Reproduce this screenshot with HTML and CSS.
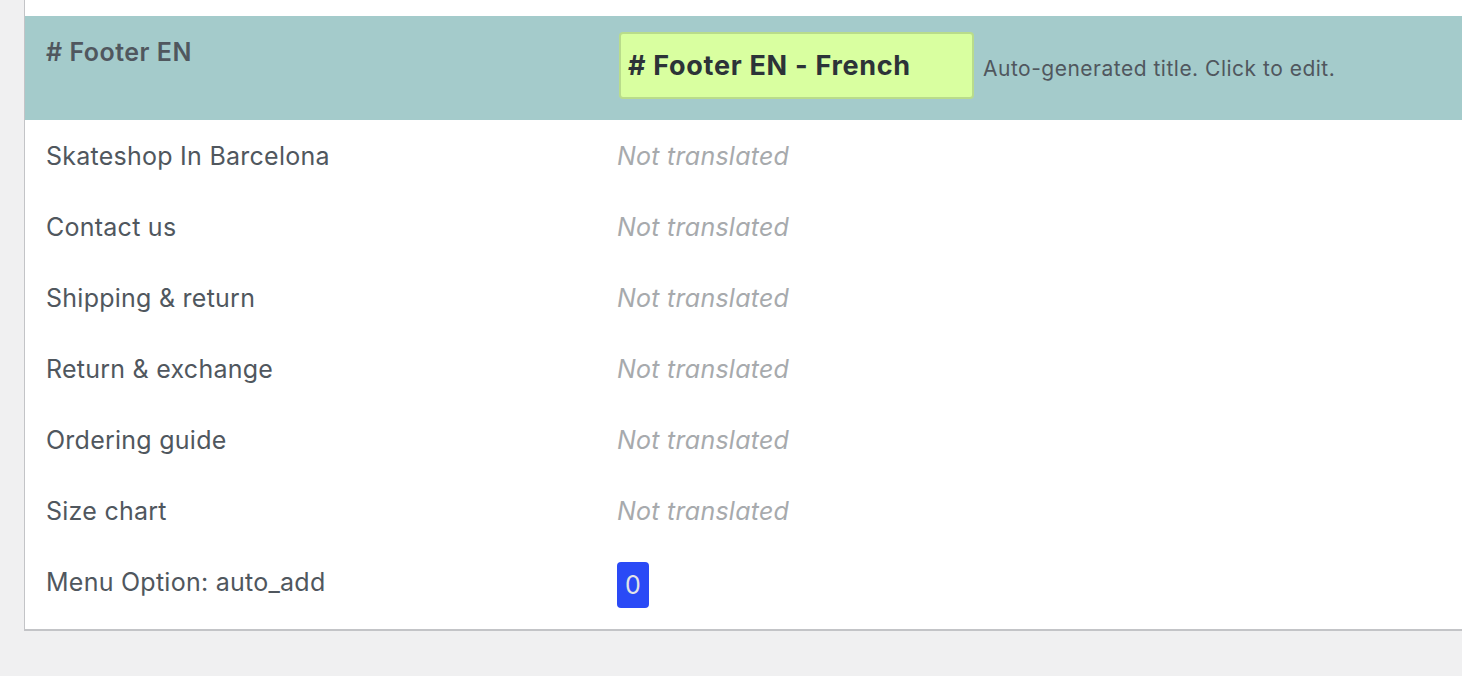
FILE: index.html
```html
<!DOCTYPE html>
<html lang="en">
<head>
    <meta charset="UTF-8">
    <title>Menu translation</title>
    <link rel="stylesheet" href="styles.css">
</head>
<body>
    <div class="table">
        <div class="row current">
            <div class="cell name"># Footer EN</div>
            <div class="cell value">
                <div class="title-input"># Footer EN - French</div>
                <span class="hint">Auto-generated title. Click to edit.</span>
            </div>
        </div>
        <div class="row">
            <div class="cell name">Skateshop In Barcelona</div>
            <div class="cell value"><span class="missing">Not translated</span></div>
        </div>
        <div class="row">
            <div class="cell name">Contact us</div>
            <div class="cell value"><span class="missing">Not translated</span></div>
        </div>
        <div class="row">
            <div class="cell name">Shipping &amp; return</div>
            <div class="cell value"><span class="missing">Not translated</span></div>
        </div>
        <div class="row">
            <div class="cell name">Return &amp; exchange</div>
            <div class="cell value"><span class="missing">Not translated</span></div>
        </div>
        <div class="row">
            <div class="cell name">Ordering guide</div>
            <div class="cell value"><span class="missing">Not translated</span></div>
        </div>
        <div class="row">
            <div class="cell name">Size chart</div>
            <div class="cell value"><span class="missing">Not translated</span></div>
        </div>
        <div class="row">
            <div class="cell name">Menu Option: auto_add</div>
            <div class="cell value"><span class="badge">0</span></div>
        </div>
    </div>
</body>
</html>
```

FILE: styles.css
```css
* {
    margin: 0;
    padding: 0;
    box-sizing: border-box;
}
body {
    background: #f0f0f1;
    font-family: Inter, "Noto Sans", sans-serif;
    color: #50575e;
    overflow: hidden;
    height: 676px;
}
.table {
    margin-left: 24px;
    width: 1460px;
    background: #fff;
    border-left: 1px solid #c3c4c7;
    border-bottom: 2px solid #c3c4c7;
    padding-top: 16px;
}
.row {
    display: grid;
    grid-template-columns: 592px 1fr;
}
.row.current {
    background: #a4cbcb;
}
.cell {
    padding: 16px 21px 15px 21px;
    font-size: 25px;
    letter-spacing: 0.25px;
    line-height: 40px;
}
.cell.value {
    padding: 16px 22px 15px 0;
    display: flex;
    align-items: flex-start;
}
.current .name {
    font-weight: 600;
    letter-spacing: 0.5px;
}
.title-input {
    margin: 0 0 6px 2px;
    width: 355px;
    height: 67px;
    padding: 0 7px;
    background: #d9ffa0;
    border: 2px solid #b9dc8b;
    border-radius: 4px;
    font-size: 27px;
    font-weight: 700;
    letter-spacing: 0.7px;
    line-height: 63px;
    color: #2c3338;
}
.hint {
    margin-left: 9px;
    margin-top: 21px;
    font-size: 21px;
    letter-spacing: 0.5px;
    line-height: 32px;
}
.missing {
    font-style: italic;
    color: #a7aaad;
}
.badge {
    display: inline-block;
    margin-bottom: 6px;
    width: 32px;
    height: 46px;
    line-height: 46px;
    letter-spacing: 0;
    text-align: center;
    background: #2a4af6;
    color: #e2e4e7;
    border-radius: 4px;
}
```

■ ■ ■ ■ ■

→ **Aim**
Copy the material shown above in full and exactly. Skip the pictures.

→ **Completed exercise**
Reproduce this screenshot with HTML and CSS.
FILE: index.html
```html
<!DOCTYPE html>
<html lang="en">
<head>
    <meta charset="UTF-8">
    <title>Menu translation</title>
    <link rel="stylesheet" href="styles.css">
</head>
<body>
    <div class="table">
        <div class="row current">
            <div class="cell name"># Footer EN</div>
            <div class="cell value">
                <div class="title-input"># Footer EN - French</div>
                <span class="hint">Auto-generated title. Click to edit.</span>
            </div>
        </div>
        <div class="row">
            <div class="cell name">Skateshop In Barcelona</div>
            <div class="cell value"><span class="missing">Not translated</span></div>
        </div>
        <div class="row">
            <div class="cell name">Contact us</div>
            <div class="cell value"><span class="missing">Not translated</span></div>
        </div>
        <div class="row">
            <div class="cell name">Shipping &amp; return</div>
            <div class="cell value"><span class="missing">Not translated</span></div>
        </div>
        <div class="row">
            <div class="cell name">Return &amp; exchange</div>
            <div class="cell value"><span class="missing">Not translated</span></div>
        </div>
        <div class="row">
            <div class="cell name">Ordering guide</div>
            <div class="cell value"><span class="missing">Not translated</span></div>
        </div>
        <div class="row">
            <div class="cell name">Size chart</div>
            <div class="cell value"><span class="missing">Not translated</span></div>
        </div>
        <div class="row">
            <div class="cell name">Menu Option: auto_add</div>
            <div class="cell value"><span class="badge">0</span></div>
        </div>
    </div>
</body>
</html>
```

FILE: styles.css
```css
* {
    margin: 0;
    padding: 0;
    box-sizing: border-box;
}
body {
    background: #f0f0f1;
    font-family: Inter, "Noto Sans", sans-serif;
    color: #50575e;
    overflow: hidden;
    height: 676px;
}
.table {
    margin-left: 24px;
    width: 1460px;
    background: #fff;
    border-left: 1px solid #c3c4c7;
    border-bottom: 2px solid #c3c4c7;
    padding-top: 16px;
}
.row {
    display: grid;
    grid-template-columns: 592px 1fr;
}
.row.current {
    background: #a4cbcb;
}
.cell {
    padding: 16px 21px 15px 21px;
    font-size: 25px;
    letter-spacing: 0.25px;
    line-height: 40px;
}
.cell.value {
    padding: 16px 22px 15px 0;
    display: flex;
    align-items: flex-start;
}
.current .name {
    font-weight: 600;
    letter-spacing: 0.5px;
}
.title-input {
    margin: 0 0 6px 2px;
    width: 355px;
    height: 67px;
    padding: 0 7px;
    background: #d9ffa0;
    border: 2px solid #b9dc8b;
    border-radius: 4px;
    font-size: 27px;
    font-weight: 700;
    letter-spacing: 0.7px;
    line-height: 63px;
    color: #2c3338;
}
.hint {
    margin-left: 9px;
    margin-top: 21px;
    font-size: 21px;
    letter-spacing: 0.5px;
    line-height: 32px;
}
.missing {
    font-style: italic;
    color: #a7aaad;
}
.badge {
    display: inline-block;
    margin-bottom: 6px;
    width: 32px;
    height: 46px;
    line-height: 46px;
    letter-spacing: 0;
    text-align: center;
    background: #2a4af6;
    color: #e2e4e7;
    border-radius: 4px;
}
```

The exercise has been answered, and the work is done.